> _Set task_
Check every line for the word "Tailwind" and give the number of lines where it occurs, nothing else.

═══ Data supplied

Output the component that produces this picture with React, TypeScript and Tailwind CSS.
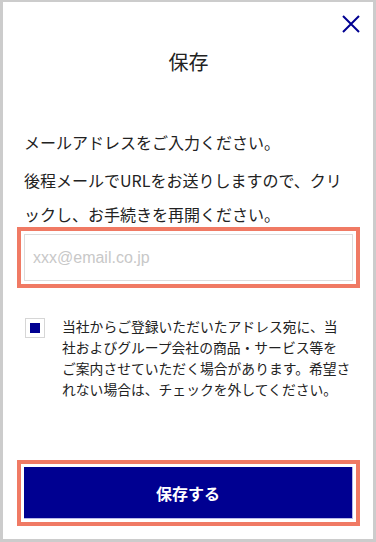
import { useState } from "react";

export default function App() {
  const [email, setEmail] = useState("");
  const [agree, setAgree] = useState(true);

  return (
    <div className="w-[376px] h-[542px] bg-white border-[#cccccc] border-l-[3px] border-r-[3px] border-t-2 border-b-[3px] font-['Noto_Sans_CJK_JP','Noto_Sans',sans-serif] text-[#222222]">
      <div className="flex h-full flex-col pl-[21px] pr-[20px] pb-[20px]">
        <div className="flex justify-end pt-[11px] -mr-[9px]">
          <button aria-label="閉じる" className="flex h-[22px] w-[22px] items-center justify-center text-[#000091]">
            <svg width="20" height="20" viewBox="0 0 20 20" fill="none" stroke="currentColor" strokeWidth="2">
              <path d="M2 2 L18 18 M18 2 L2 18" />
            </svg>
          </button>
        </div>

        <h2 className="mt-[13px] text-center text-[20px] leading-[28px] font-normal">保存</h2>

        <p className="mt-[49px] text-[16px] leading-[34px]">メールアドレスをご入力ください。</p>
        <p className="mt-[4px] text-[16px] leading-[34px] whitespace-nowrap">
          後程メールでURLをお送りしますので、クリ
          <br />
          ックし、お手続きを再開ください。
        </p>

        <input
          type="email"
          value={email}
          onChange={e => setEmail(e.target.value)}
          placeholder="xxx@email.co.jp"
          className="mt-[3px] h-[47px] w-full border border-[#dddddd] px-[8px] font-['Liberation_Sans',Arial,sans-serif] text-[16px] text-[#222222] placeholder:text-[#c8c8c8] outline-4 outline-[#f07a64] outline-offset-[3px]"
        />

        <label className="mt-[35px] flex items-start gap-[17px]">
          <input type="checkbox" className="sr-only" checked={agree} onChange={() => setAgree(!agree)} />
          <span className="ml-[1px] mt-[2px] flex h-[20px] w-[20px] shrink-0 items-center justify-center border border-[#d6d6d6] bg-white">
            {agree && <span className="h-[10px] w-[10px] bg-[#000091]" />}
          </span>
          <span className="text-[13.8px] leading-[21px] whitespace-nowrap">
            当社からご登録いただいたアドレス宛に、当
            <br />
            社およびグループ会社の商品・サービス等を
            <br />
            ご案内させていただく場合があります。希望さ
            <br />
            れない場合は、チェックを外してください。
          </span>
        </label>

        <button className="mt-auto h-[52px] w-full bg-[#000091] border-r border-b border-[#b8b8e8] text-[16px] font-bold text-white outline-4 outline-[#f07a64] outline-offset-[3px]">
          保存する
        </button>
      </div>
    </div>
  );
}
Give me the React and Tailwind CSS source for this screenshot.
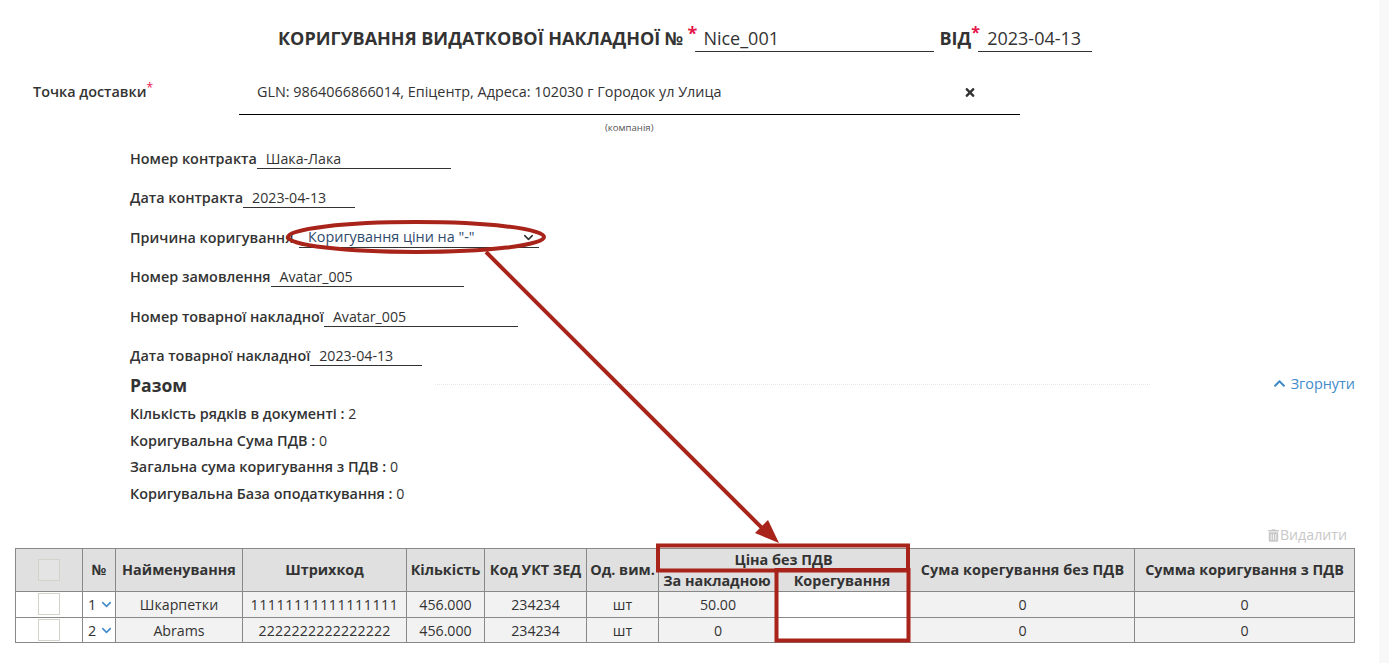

══════

> _Output of the exercise_
2